API proposal: fast difference-of-products

scanon · August 30, 2025, 1:48am

Motivation
Expressions of the form a*b - c*d or a*b + c*d are extremely common and notorious sources of cancellation error in floating-point arithmetic. Some well-known examples include 2x2 matrix determinants and the discriminant term in the quadratic formula. It's quite easy to construct ill-posed examples (for determinants, when the rows/columns are nearly collinear; for discriminants when the roots of the quadratic are close together) for which essentially all accuracy is lost if a naive computation via two multiplies and an add or a multiply and an FMA is used.

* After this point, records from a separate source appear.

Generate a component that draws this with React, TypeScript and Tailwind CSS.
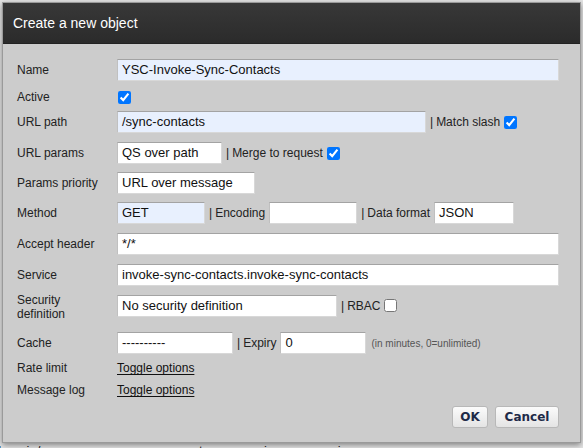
import type { ReactNode } from 'react';

const FONT = "font-['Liberation_Sans',Arial,sans-serif]";

interface RowProps {
  label: ReactNode;
  children: ReactNode;
  className?: string;
}

function Row({ label, children, className = '' }: RowProps) {
  return (
    <div className={`flex items-center ${className}`}>
      <div className="w-[100px] shrink-0 text-[12px] leading-[14px] text-[#222]">{label}</div>
      <div className="flex items-center">{children}</div>
    </div>
  );
}

function Field({ value, width, blue }: { value: string; width: string; blue?: boolean }) {
  return (
    <div
      className={`${width} h-[22px] flex items-center px-[4px] text-[13px] text-[#111] border border-[#d8d8d8] border-t-[#a3a3a3] border-l-[#c0c0c0] whitespace-nowrap overflow-hidden ${
        blue ? 'bg-[#e8f0fe]' : 'bg-white'
      }`}
    >
      {value}
    </div>
  );
}

function Sep({ text }: { text: string }) {
  return (
    <span className="mx-[4px] text-[12px] text-[#222] whitespace-nowrap">
      <span className="mr-[3px]">|</span>
      {text}
    </span>
  );
}

function Check({ checked }: { checked?: boolean }) {
  return (
    <input
      type="checkbox"
      defaultChecked={checked}
      className="w-[13px] h-[13px] m-0 accent-[#0075ff]"
    />
  );
}

function Toggle() {
  return <span className="text-[12px] text-[#111] underline underline-offset-2">Toggle options</span>;
}

export default function App() {
  return (
    <div className={`relative w-[583px] h-[448px] overflow-hidden bg-[#e6e6e6] ${FONT}`}>
      {/* page behind the modal */}
      <div className="absolute left-0 top-[441px] w-full flex text-[13px] text-[#222] whitespace-nowrap">
        <span className="ml-[-6px]">domain/names</span>
        <span className="ml-[106px]">zato sso session-ann session-ann-names</span>
        <span className="ml-[66px]">ııı</span>
        <span className="ml-[46px]">ııı</span>
      </div>

      <div className="absolute left-[2px] top-[2px] w-[579px] h-[441px] border border-[#9a9a9a] bg-[#cccccc] shadow-[0_2px_6px_rgba(0,0,0,0.45)] flex flex-col">
        <div className="h-[41px] shrink-0 bg-gradient-to-b from-[#383838] to-[#2b2b2b] border-b border-[#222] flex items-center pl-[10px]">
          <span className="text-[14px] text-white">Create a new object</span>
        </div>

        <div className="flex flex-col pl-[14px] pr-[21px] pt-[15px]">
          <Row label="Name">
            <Field value="YSC-Invoke-Sync-Contacts" width="w-[442px]" blue />
          </Row>
          <Row label="Active" className="mt-[5px] h-[22px]">
            <span className="ml-[1px] flex">
              <Check checked />
            </span>
          </Row>
          <Row label="URL path" className="mt-[3px]">
            <Field value="/sync-contacts" width="w-[309px]" blue />
            <Sep text="Match slash" />
            <Check checked />
          </Row>
          <Row label="URL params" className="mt-[9px]">
            <Field value="QS over path" width="w-[105px]" />
            <Sep text="Merge to request" />
            <Check checked />
          </Row>
          <Row label="Params priority" className="mt-[8px]">
            <Field value="URL over message" width="w-[138px]" />
          </Row>
          <Row label="Method" className="mt-[8px]">
            <Field value="GET" width="w-[88px]" blue />
            <Sep text="Encoding" />
            <Field value="" width="w-[88px]" />
            <Sep text="Data format" />
            <Field value="JSON" width="w-[80px]" />
          </Row>
          <Row label="Accept header" className="mt-[9px]">
            <Field value="*/*" width="w-[442px]" />
          </Row>
          <Row label="Service" className="mt-[9px]">
            <Field value="invoke-sync-contacts.invoke-sync-contacts" width="w-[442px]" />
          </Row>
          <Row
            label={
              <span className="block pt-[3px]">
                Security
                <br />
                definition
              </span>
            }
            className="mt-[4px]"
          >
            <Field value="No security definition" width="w-[220px]" />
            <Sep text="RBAC" />
            <Check />
          </Row>
          <Row label="Cache" className="mt-[11px]">
            <Field value="----------" width="w-[116px]" />
            <Sep text="Expiry" />
            <Field value="0" width="w-[86px]" />
            <span className="ml-[5px] text-[10px] text-[#555] whitespace-nowrap">(in minutes, 0=unlimited)</span>
          </Row>
          <Row label="Rate limit" className="mt-[3px] h-[22px]">
            <Toggle />
          </Row>
          <Row label="Message log" className="h-[22px]">
            <Toggle />
          </Row>

          <div className="mt-[5px] flex justify-end gap-[7px] font-['DejaVu_Sans',sans-serif]">
            <button className="w-[36px] h-[22px] rounded-[3px] border border-[#b8b8b8] bg-gradient-to-b from-[#fbfbfb] to-[#e4e4e4] text-[12px] font-bold text-[#1e2a48]">
              OK
            </button>
            <button className="w-[64px] h-[22px] rounded-[3px] border border-[#b8b8b8] bg-gradient-to-b from-[#fbfbfb] to-[#e4e4e4] text-[12px] font-bold text-[#1e2a48]">
              Cancel
            </button>
          </div>
        </div>
      </div>
    </div>
  );
}
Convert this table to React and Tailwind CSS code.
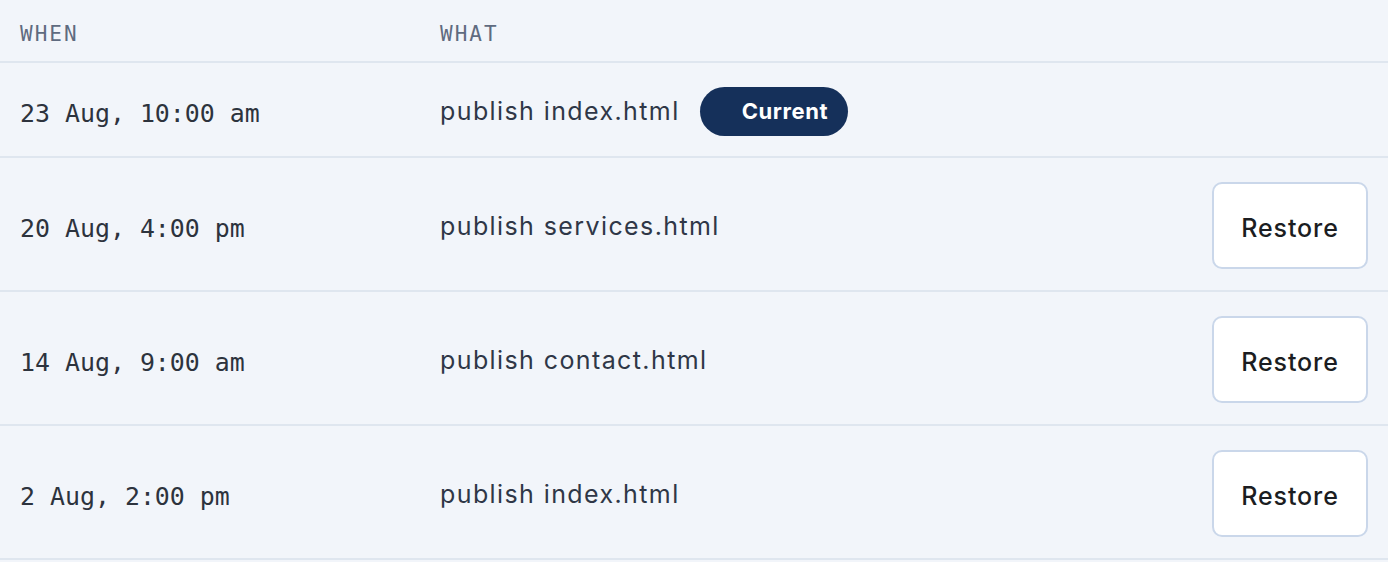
const rows = [
  { when: "23 Aug, 10:00 am", what: "publish index.html", current: true },
  { when: "20 Aug, 4:00 pm", what: "publish services.html" },
  { when: "14 Aug, 9:00 am", what: "publish contact.html" },
  { when: "2 Aug, 2:00 pm", what: "publish index.html" },
];

export default function App() {
  return (
    <div className="min-h-[562px] w-full bg-[#f2f5fa] font-['Inter',sans-serif]">

      {/* header */}
      <div className="grid grid-cols-[420px_1fr] items-center h-[63px] px-5 pt-[8px] border-b-2 border-[#dfe6ef]">
        <div className="font-['DejaVu_Sans_Mono',monospace] text-[21px] tracking-[2px] text-[#5f6b80]">
          WHEN
        </div>
        <div className="font-['DejaVu_Sans_Mono',monospace] text-[21px] tracking-[2px] text-[#5f6b80]">
          WHAT
        </div>
      </div>

      {rows.map((row, i) => (
        <div
          key={i}
          className={
            row.current
              ? "grid grid-cols-[420px_1fr_auto] items-center h-[95px] px-5 border-b-2 border-[#dfe6ef]"
              : "grid grid-cols-[420px_1fr_auto] items-center h-[134px] px-5 border-b-2 border-[#dfe6ef]"
          }
        >
          <div className="pt-[9px] font-['DejaVu_Sans_Mono',monospace] text-[24.9px] text-[#2d333d]">
            {row.when}
          </div>

          <div className="flex items-center gap-5">
            <span className="pt-[5px] text-[25px] text-[#2f3747] tracking-[1.4px]">
              {row.what}
            </span>
            {row.current && (
              <span className="mt-[4px] bg-[#15305a] text-white font-bold text-[22px] tracking-[0.6px] rounded-full h-[49px] flex items-center pl-[42px] pr-[20px]">
                Current
              </span>
            )}
          </div>

          <div>
            {!row.current && (
              <button className="mt-[3px] w-[156px] h-[87px] pt-[6px] bg-white border-2 border-[#cad7ea] rounded-[10px] text-[25px] font-medium tracking-[0.9px] text-[#1b1d22]">
                Restore
              </button>
            )}
          </div>
        </div>
      ))}
    </div>
  );
}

Kahan's lecture note goes into excessive detail on these motivating examples, for anyone interested in a more complete treatment of the problem.

Proposed Solution
There is a simple algorithm from Kahan that eliminates the problem entirely with almost zero performance cost. Kahan was particularly interested in 2x2 determinants for the purposes of finding singular values, through he wrote his note in terms of quadratics, but the algorithms is more generally useful; Matt Pharr calls it "difference of products," which I find to be a pretty good name (even though it's also applicable to sums of products). In pseudocode, the algorithm is as follows:

// given a, b, c, d, compute ab - cd
let (head, tail) = Augmented.product(-c, d)
let result = head.addingProduct(a, b) + tail

Instead of two multiplies and an add, this requires two FMAs and a multiply, so the performance impact of adopting it is negligible on modern targets, and it completely solves the problem; instead of essentially arbitrary relative error, this achieves an error bound of 1.5ulp for binary floating-point types.¹

I propose to make this algorithm available in the Augmented enum of RealModule, under the binding: Rough sketch of fast difference-of-products. by stephentyrone · Pull Request #329 · apple/swift-numerics · GitHub. As a strawman API for development purposes, I have bound it as:

extension Augmented {
  /// ab - cd
  static func fastDifferenceOfProducts<T: FloatingPoint>(
    _ a: T, _ b: T, _ c: T, _d: T
  ) -> T
}

Alternatives

Naming: I generally like Matt Pharr's name vs "determinant" or similar, because it suggests that it can be used for any difference of products, but I'm open to other suggestions. In particular, "difference of products" suggests the argument ordering (a, b, c, d) for (ab - cd), but a "determinant" name might suggest (ad - bc), and other names would suggest something else. This is primarily of use as a building block for higher-level numerical algorithms, so I do not expect "normal" users to be faced with it often, but it's still worth getting right.
Naming (pt 2): Why "fast difference of products" instead of just "difference of products"? I have in mind leaving space for a more expensive sub-ulp accurate (or correctly-rounded) implementation, or an implementation that produces both head and tail. But maybe those would best be placed under a different name, and this should have the shorter name.
This algorithm does not handle overflow/underflow. That's OK, neither does Augmented.product. But it's worth keeping in mind with regard to API design.
Should there also be an API for ab + cd (or should that be the API)? There isn't one for head-tail a-b; users are expected to write sum(a, -b), but maybe that should be revisited.
Maybe Augmented should be reserved for algorithms that have head-tail results or parameters, and algorithms like this that merely use augmented arithmetic belong elsewhere.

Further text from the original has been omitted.